詩人でありながら、『チャタレー夫人の恋人』の翻訳を行い、さらには自伝的長編小説を執筆するなど、幅広く活動された伊藤整。

北海道・松前(まつまえ)に生まれ、翌年、小樽・塩谷(しおや)に移ったとされ、小樽高等商業学校(現在の小樽商科大学)を卒業し、1926(昭和元)年21歳のときに最初の詩集であり、このイベントの名称となった『雪明かりの路』を自費出版したのです。

この詩集『雪明かりの路』に掲載されている「雪夜」に表現されている小樽の冬の情景は、「雪のあらし」と嵐が過ぎ去った後の情景を描いており、のほほんと酒を飲んで自宅へと歩いて帰る自分自身の姿からはほど遠い情景でありながら、当時の小樽の人々の生活感が感じられる力強い情景とも言えるでしょう。

なお、『雪明かりの路』が「道」ではなく「路」になった由縁については、『若い詩人の肖像』(伊藤整・講談社文芸文庫)を是非ご一読くださいませ。

 

是非とも小樽に宿泊して「小樽雪あかりの路」へ!

さて、前置きが長くなりましたが、「小樽雪あかりの路」は小樽の町内会、市民ボランティア、団体、さらには韓国からのボランティアの皆さんなどによる「手づくり」「参加型」のイベントであり、「キャンドルの灯り」によって小樽運河や手宮線跡地を中心会場として街全体が覆われるという、とても幻想的な小樽の「冬のイベント」なのです。

期間中17時から21時までの間、キャンドルは灯されています。親子連れ、カップル、仲間同士など、全国各地から小樽に人々が集い、賑わいます。また時節柄、スキーで来道されている外国からのお客さまも多く足を運ばれています。

キャンドルが灯されていない日中も、ボランティアの皆さんが「キャンドルボール」や「モニュメント」の修理を行っている場面を通して、小樽市民や韓国からのボランティアの方々との会話や交流も楽しむことができます。

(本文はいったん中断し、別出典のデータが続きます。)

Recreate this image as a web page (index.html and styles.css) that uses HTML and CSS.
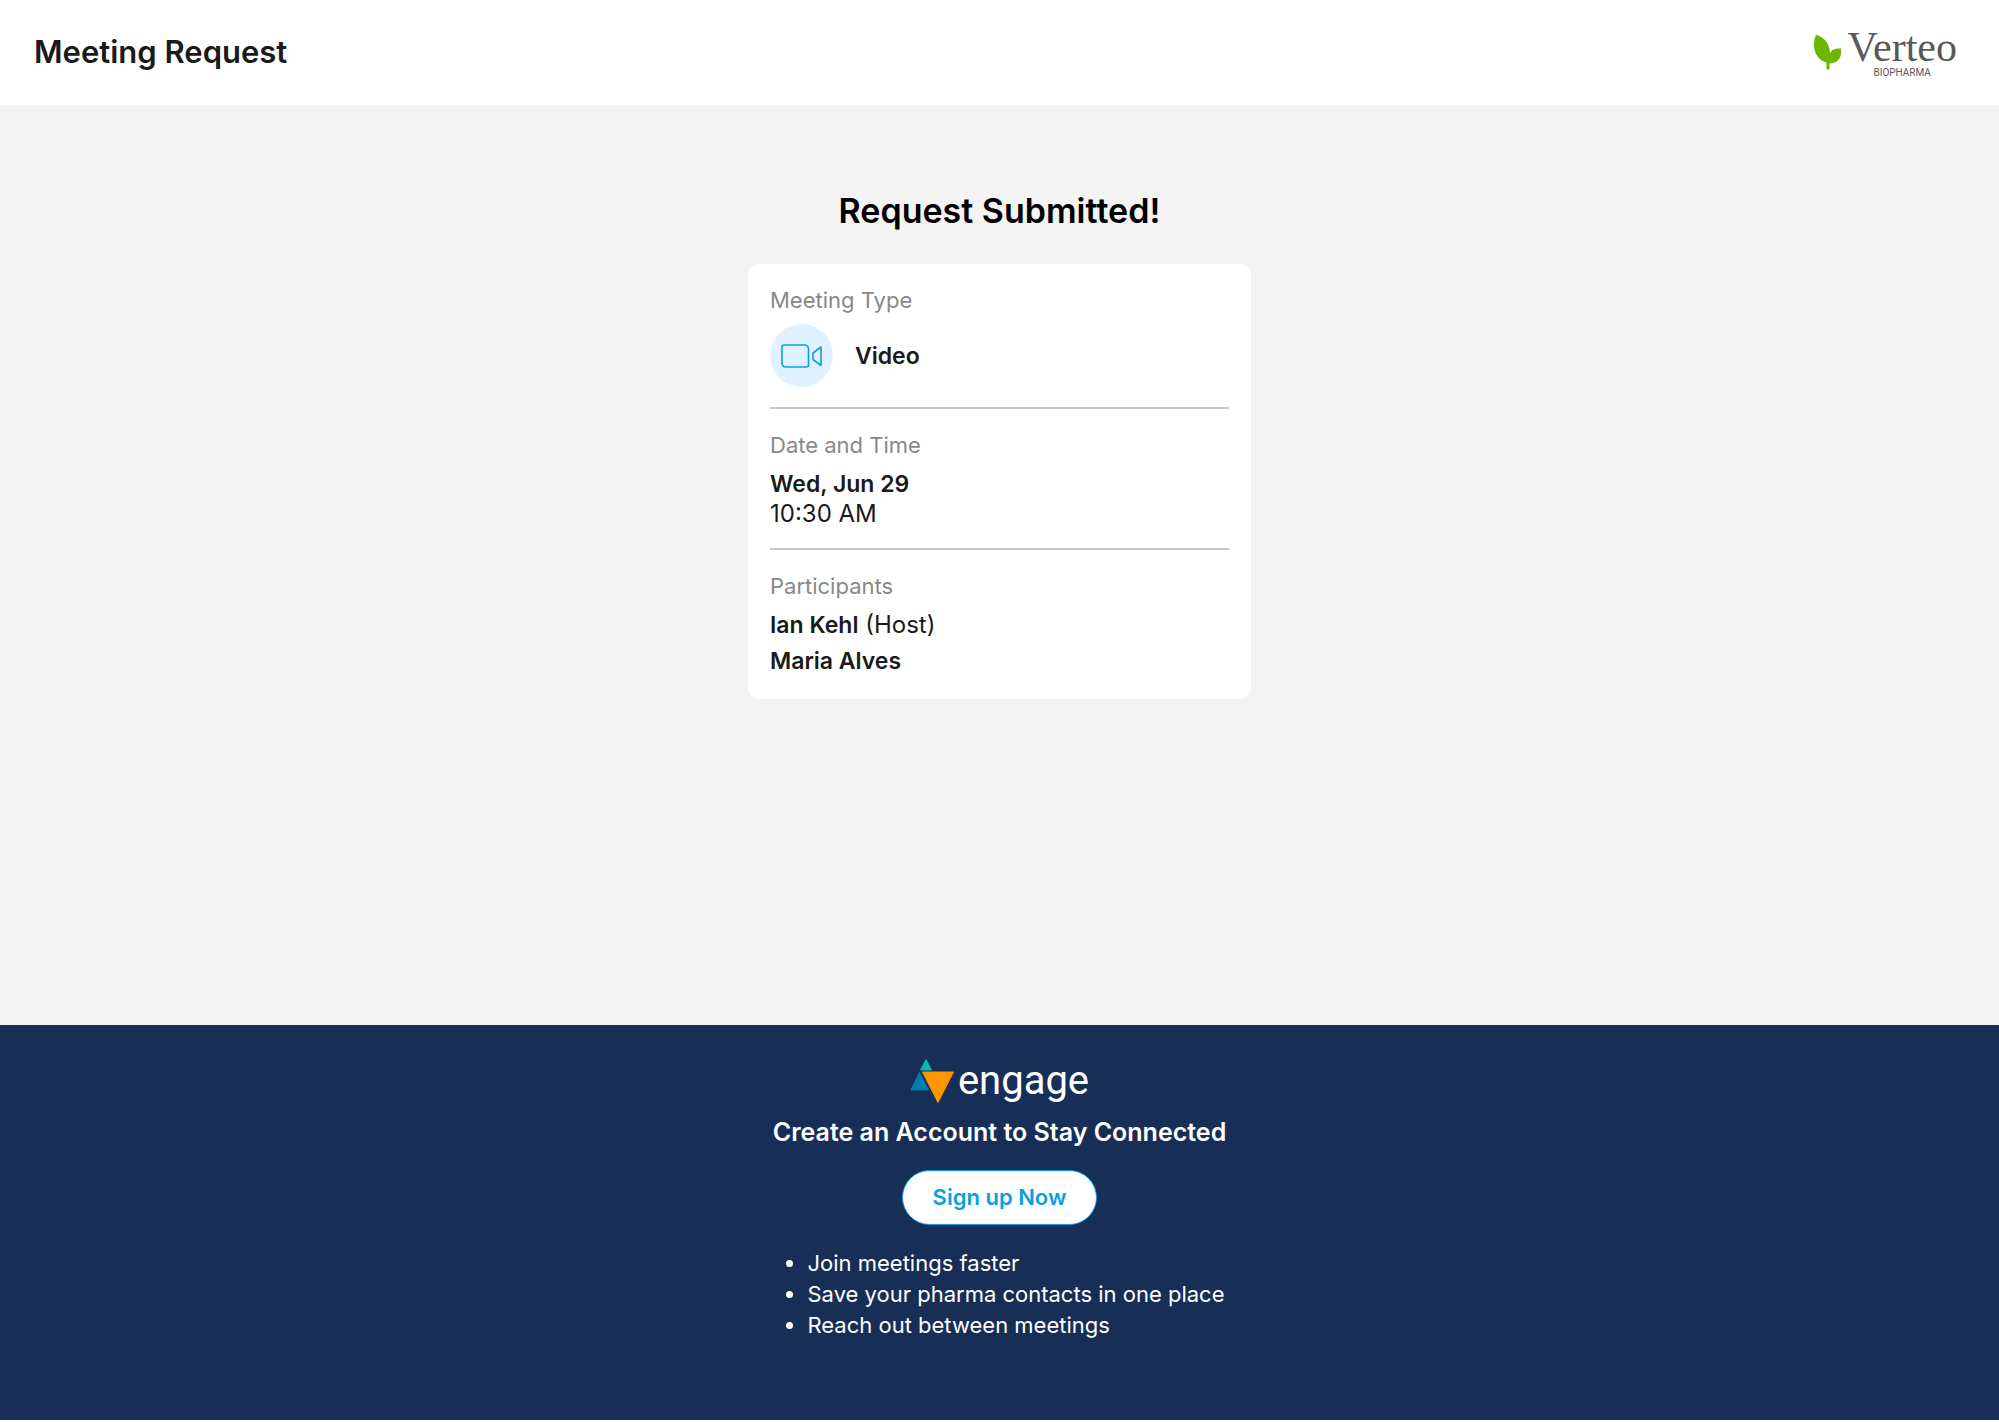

この機会に小樽に足を運んでいただき、是非とも小樽に宿泊してみてください!!

幻想的な雰囲気を味わった後に、「寿司」はもちろん、小樽の美味しい料理に舌鼓を打たれ、心ゆくまで小樽の冬の魅力を、日帰りでは楽しむことができない宿泊という形で触れていただければと思います。(小樽のお寿司屋さんなどは、次回以降にご紹介したいと思います。)
 

幻想的な雰囲気を味わった後には、是非小樽のお店で様々な味覚を楽しんでみてください!!
手宮線跡地に設けらる「雪のトンネル」。夜はスノーキャンドルが立ち並び、柔らかな光に囲まれたトンネルの中は「美しい」という感動を味わうことができます。
各種飲み物が準備されている「アイスバー」も用意されています。
日中、モニュメントを修復する作業を行っている韓国からのボランティアの皆さん。短い期間ではありますが、小樽市民との国際交流の場ともなっています。
韓国人ボランティアによる作品。人面模様の瓦である「新羅時代の微笑」をモチーフに。
韓国人ボランティアによる作品。韓国の伝統的模様であり、門・飾り物・家具などに使われている「ジョントンムンヤン」を表現。今年はどのような作品が作られるのか、楽しみです。

☆ちなみに、札幌・小樽間は、JR快速エアポート(1時間に2本)を利用すれば最短で32分。また、JR快速エアポートは、その名の如く、新千歳空港始発・小樽終点ですので全国の各空港からのアクセスは非常に便利です。